In this paper, we study the graph induced by the $\textit{2-swap}$ permutation on words with a fixed Parikh vector. A $2$-swap is defined as a pair of positions $s = (i, j)$ where the word $w$ induced by the swap $s$ on $v$ is $v[1] v[2] \dots v[i - 1] v[j] v[i+1] \dots v[j - 1] v[i] v[j + 1] \dots v[n]$. With these permutations, we define the $\textit{Configuration Graph}$, $G(P)$ defined over a given Parikh vector. Each vertex in $G(P)$ corresponds to a unique word with the Parikh vector $P$, with an edge between any pair of words $v$ and $w$ if there exists a swap $s$ such that $v \circ s = w$. We provide several key combinatorial properties of this graph, including the exact diameter of this graph, the clique number of the graph, and the relationships between subgraphs within this graph. Additionally, we show that for every vertex in the graph, there exists a Hamiltonian path starting at this vertex. Finally, we provide an algorithm enumerating these paths from a given input word of length $n$ with a delay of at most $O(\log n)$ between outputting edges, requiring $O(n \log n)$ preprocessing.

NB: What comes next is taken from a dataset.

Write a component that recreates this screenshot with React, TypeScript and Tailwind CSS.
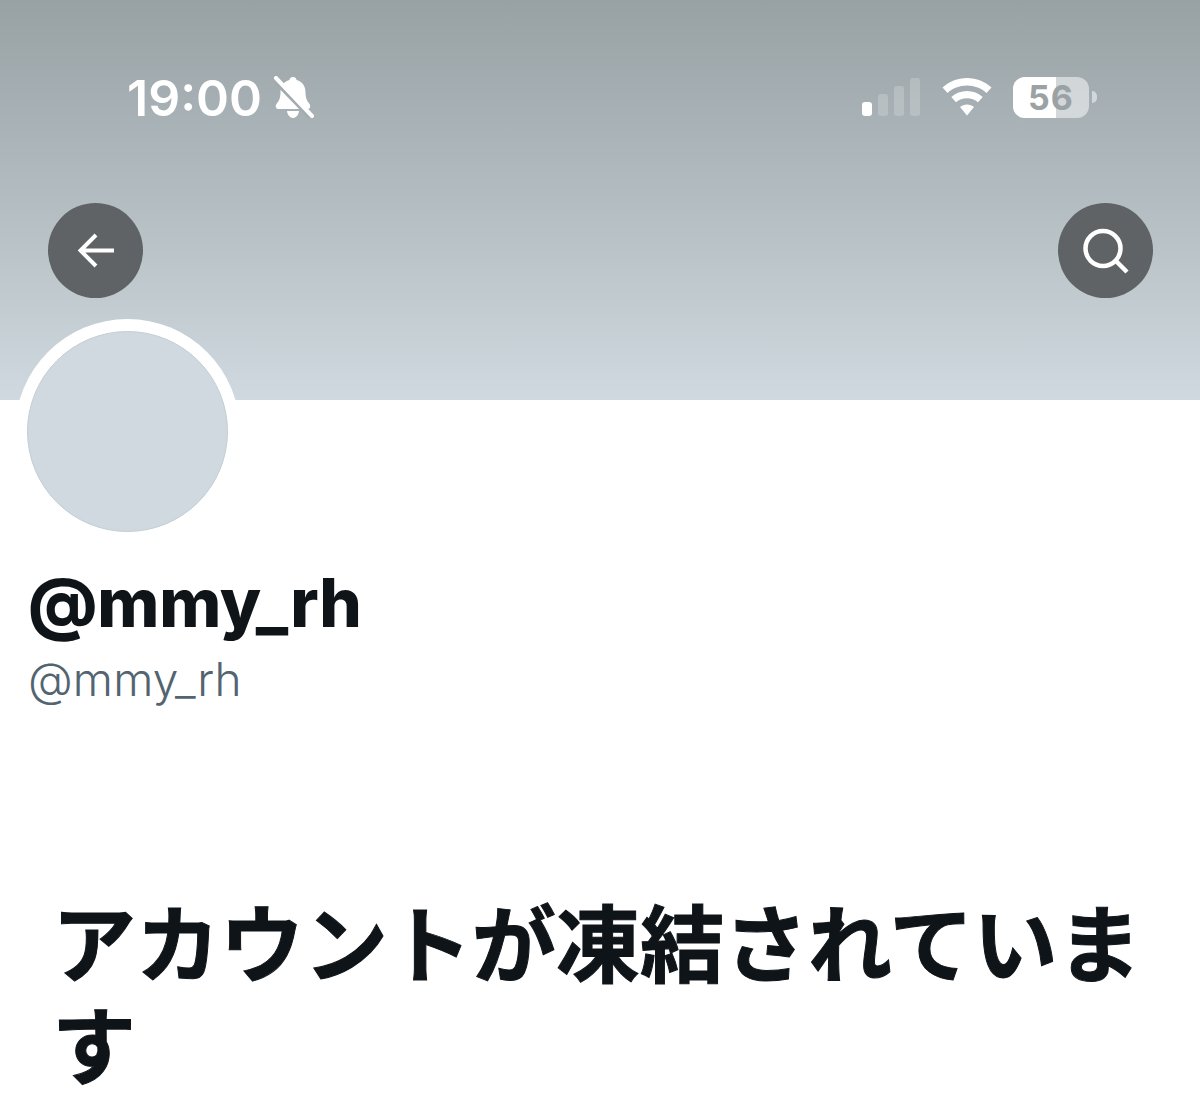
export default function App() {
  return (
    <div className="w-[1200px] h-[1119px] overflow-hidden bg-white font-['Inter','Noto_Sans_CJK_JP',sans-serif]">
      <header className="h-[400px] bg-gradient-to-b from-[#98a1a4] to-[#cfd9df] flex flex-col">
        <div className="h-[203px] flex items-start justify-between">
          <div className="flex items-start pl-[127px] pt-[68px]">
            <span className="text-[50px] leading-[60px] font-semibold text-white">19:00</span>
            <svg width="42" height="44" viewBox="0 0 42 44" className="ml-[10px] mt-[8px]">
              <path d="M21 1c2 0 3.300 1.300 3.600 3C30.500 5.500 33.500 10.500 33.500 16c0 6 1.500 9 4 12 1.300 1.600.8 5-1.500 5H6C3.700 33 3.200 29.600 4.500 28c2.500-3 4-6 4-12C8.500 10.500 11.500 5.500 17.400 4 17.700 2.300 19 1 21 1z" fill="#fff" />
              <path d="M15 35h12c-.5 4-3 7-6 7s-5.500-3-6-7z" fill="#fff" />
              <path d="M3 4l36 37" stroke="#a3abaf" strokeWidth="6" />
              <path d="M4 2l36 38" stroke="#fff" strokeWidth="4" strokeLinecap="round" />
            </svg>
          </div>
          <div className="flex items-start pr-[103px] pt-[77px]">
            <svg width="60" height="39" viewBox="0 0 60 39" className="mr-[20px]">
              <rect x="1" y="25" width="10" height="14" rx="3" fill="#fff" />
              <rect x="17" y="17" width="10" height="22" rx="3" fill="#fff" fillOpacity="0.2" />
              <rect x="33" y="9" width="10" height="30" rx="3" fill="#fff" fillOpacity="0.2" />
              <rect x="49" y="1" width="10" height="38" rx="3" fill="#fff" fillOpacity="0.2" />
            </svg>
            <svg width="52" height="39" viewBox="0 0 52 39" className="mr-[20px]">
              <path d="M26 1c9.500 0 18 3.600 24.500 9.500L45.500 16C40.500 11.300 33.500 8.500 26 8.500S11.500 11.300 6.500 16L1.500 10.500C8 4.600 16.500 1 26 1z" fill="#fff" />
              <path d="M26 14c6 0 11.500 2.300 15.700 6L37 25.300c-3-2.600-6.800-4-11-4s-8 1.400-11 4L10.300 20C14.500 16.300 20 14 26 14z" fill="#fff" />
              <path d="M26 27.500c2.600 0 5 .9 7 2.500L26 38.500l-7-8.500C21 28.400 23.400 27.500 26 27.500z" fill="#fff" />
            </svg>
            <div className="relative w-[76px] h-[41px] rounded-[12px] bg-white/50 overflow-hidden flex items-center justify-center">
              <div className="absolute left-0 top-0 h-full w-[43px] bg-white" />
              <span className="relative text-[34px] leading-none font-bold text-[#9aa2a6] tracking-[1px]">56</span>
            </div>
            <div className="w-[5px] h-[12px] ml-[3px] mt-[14px] rounded-r-full bg-white/50" />
          </div>
        </div>
        <div className="flex justify-between pl-[48px] pr-[47px]">
          <button className="w-[95px] h-[95px] rounded-full bg-[#5f6366] flex items-center justify-center">
            <svg width="37" height="35" viewBox="0 0 37 35" fill="none" stroke="#fff" strokeWidth="4">
              <path d="M37 17.500H3M19 2L3.500 17.500 19 33" />
            </svg>
          </button>
          <button className="w-[95px] h-[95px] rounded-full bg-[#5f6366] flex items-center justify-center">
            <svg width="46" height="46" viewBox="0 0 46 46" fill="none" stroke="#fff" strokeWidth="4.500">
              <circle cx="20" cy="20.500" r="17.500" />
              <path d="M33 33l11 11" />
            </svg>
          </button>
        </div>
      </header>
      <div className="pl-[15px] -mt-[81px]">
        <div className="w-[225px] h-[225px] rounded-full bg-white p-[12px]">
          <div className="w-full h-full rounded-full bg-[#cfd9df] border border-[#c4ced3]" />
        </div>
      </div>
      <div className="pl-[28px] pt-[19px]">
        <div className="text-[67px] leading-[80px] font-extrabold text-[#0f1419] tracking-[-0.2px]">@mmy_rh</div>
        <div className="text-[46px] leading-[60px] font-light text-[#536471] mt-[6px] tracking-[0.2px]">@mmy_rh</div>
      </div>
      <h1 className="pl-[52px] pr-[56px] pt-[186px] text-[84px] leading-[102px] font-bold [-webkit-text-stroke:1px_#0f1419] text-[#0f1419] break-all">
        アカウントが凍結されています
      </h1>
    </div>
  );
}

翻译：本文研究由固定Parikh向量下词上的$\textit{2-交换}$置换所诱导的图。2-交换定义为位置对$s = (i, j)$，其中交换$s$作用于$v$得到的词$w$为$v[1] v[2] \dots v[i - 1] v[j] v[i+1] \dots v[j - 1] v[i] v[j + 1] \dots v[n]$。基于此类置换，我们定义了给定Parikh向量上的$\textit{构型图}$ $G(P)$。$G(P)$中每个顶点对应一个具有Parikh向量$P$的唯一词，若存在交换$s$使得$v \circ s = w$，则任意一对词$v$和$w$之间存在边。我们给出了该图的若干关键组合性质，包括图的精确直径、图的团数，以及图中子图间的关系。此外，我们证明图中每个顶点均存在一条从该顶点出发的哈密顿路径。最后，我们提出一个算法，可在给定长度为$n$的输入词后枚举这些路径，其输出边之间的延迟至多为$O(\log n)$，且需要$O(n \log n)$的预处理时间。